Gamma-Ray and Radio Background Constraints on Cosmic Rays in Milky Way Circumgalactic Medium

We study the interaction of cosmic rays (CRs) with the diffuse circumgalactic gas of the Milky Way (MW) galaxy that results in hadronic γ-ray emission and radio synchrotron emission. We aim to constrain the CR population in our circumgalactic medium (CGM) with the help of the observed isotropic γ-ray background (IGRB), its anisotropy, and radio continuum. We modify different models of CGM gas in hydrostatic equilibrium discussed in the literature by including a cosmic-ray population, parameterized by η ≡ P_CR/P_th.
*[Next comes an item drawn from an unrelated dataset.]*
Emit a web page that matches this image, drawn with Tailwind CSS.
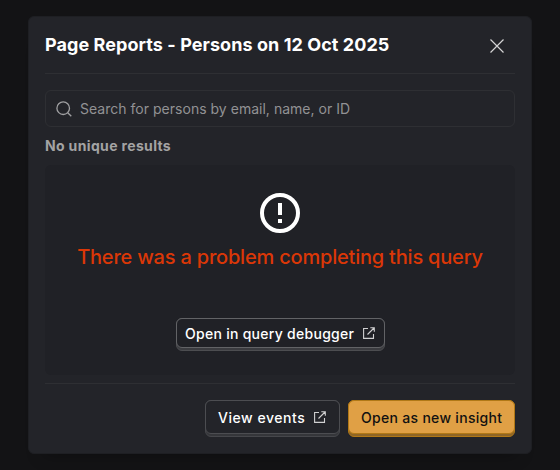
<!DOCTYPE html>
<html lang="en">
<head>
<meta charset="utf-8">
<title>Page Reports</title>
<script src="https://cdn.jsdelivr.net/npm/@tailwindcss/browser@4"></script>
</head>
<body class="h-[470px] overflow-hidden bg-[#131315] font-['Inter',sans-serif] text-white">
<div class="flex px-7 pt-4">
  <section class="flex h-[438px] w-[504px] flex-col rounded-md border border-[#1e1f23] bg-[#232429] px-4 shadow-[0_16px_16px_-16px_rgba(0,0,0,0.35)]">
    <header class="flex h-[57px] shrink-0 items-center justify-between border-b border-[#2e2f33] pr-[10px]">
      <h1 class="whitespace-nowrap text-[18px] leading-6 font-bold tracking-[0.07px]">Page Reports - Persons on 12 Oct 2025</h1>
      <svg class="mt-px size-4" viewBox="0 0 16 16" fill="none" stroke="#d4d4d5" stroke-width="1.2"><path d="M1.5 1.5l13 13M14.5 1.5l-13 13"/></svg>
    </header>
    <div class="mt-4 flex h-[37px] shrink-0 items-center rounded-md border border-[#2e2f33] pl-[10px]">
      <svg class="size-4" viewBox="0 0 16 16" fill="none" stroke="#a0a0a2" stroke-width="1.3"><circle cx="7.2" cy="7.2" r="6.3"/><path d="M11.7 11.7l3.6 3.6"/></svg>
      <span class="ml-2 text-sm tracking-[0.02px] text-[#929294]">Search for persons by email, name, or ID</span>
    </div>
    <p class="mt-[9px] text-sm leading-5 font-bold tracking-[0.35px] text-[#a3a3a3]">No unique results</p>
    <div class="mt-[9px] flex h-[210px] shrink-0 flex-col items-center rounded-md bg-[#202126] pt-[28px]">
      <svg class="size-10 shrink-0" viewBox="0 0 40 40" fill="none"><circle cx="20" cy="20" r="18" stroke="#fff" stroke-width="4"/><path fill="#fff" d="M18 10h4v12h-4zM18 26h4v4h-4z"/></svg>
      <h2 class="mt-[10px] text-xl leading-7 font-medium tracking-[-0.2px] whitespace-nowrap text-[#db3707]">There was a problem completing this query</h2>
      <div class="mt-[47px] h-[33px] w-[209px] shrink-0 rounded-md border border-[#4c4d50] bg-[#3b3c40]">
        <div class="-mx-px -mt-px flex h-[30px] items-center rounded-md border border-[#626366] bg-[#202126] pl-[8.5px] text-sm font-medium">
          <span class="pt-[2px] tracking-[0.28px] whitespace-nowrap">Open in query debugger</span>
          <svg class="ml-[9px] size-3 shrink-0" viewBox="0 0 12 12" fill="none" stroke="#d0d0d1" stroke-width="1.1"><path d="M5 1.5H.6v9.9h9.9V7M4.5 7.5l6.5-6.5M7.3.7h4v4"/></svg>
        </div>
      </div>
    </div>
    <footer class="mt-2 flex gap-2 border-t border-[#2e2f33] pt-4 text-sm font-medium">
      <div class="ml-auto h-[37px] w-[135px] rounded-md border border-[#46474b] bg-[#35363a]">
        <div class="-mx-px -mt-px flex h-[34px] items-center rounded-md border border-[#4c4d51] bg-[#232429] pl-3">
          <span class="pt-[2px] tracking-[0.54px] whitespace-nowrap">View events</span>
          <svg class="ml-[9px] size-3 shrink-0" viewBox="0 0 12 12" fill="none" stroke="#d0d0d1" stroke-width="1.1"><path d="M5 1.5H.6v9.9h9.9V7M4.5 7.5l6.5-6.5M7.3.7h4v4"/></svg>
        </div>
      </div>
      <div class="h-[37px] w-[167px] rounded-md border border-[#b17816] bg-[#8e6526]">
        <div class="-mx-px -mt-px flex h-[34px] items-center rounded-md border border-[#b17816] bg-[#e0a045] pl-3 text-[#111]">
          <span class="pt-[2px] tracking-[0.3px] whitespace-nowrap">Open as new insight</span>
        </div>
      </div>
    </footer>
  </section>
</div>
</body>
</html>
For the simplest isothermal model, while the IGRB intensity allows η ≲ 3, the anisotropy resulting from the solar system&'s off-center position in MW rules out all values of η. For the precipitation model, in which the cooling of the CGM gas is regulated with an optimum ratio of cooling time to freefall time, while the observed IGRB intensity allows η ≲ 230, the observed anisotropy allows only very large values of η, of order ≳100. The radio continuum limits η ≲ 400 for the precipitation model and does not constrain the isothermal model; however, these constraints are mitigated by synchrotron loss time being comparable to CR diffusion timescales. These bounds are relevant for current numerical simulations that indicate a significant CR population in CGM of galaxies of MW mass.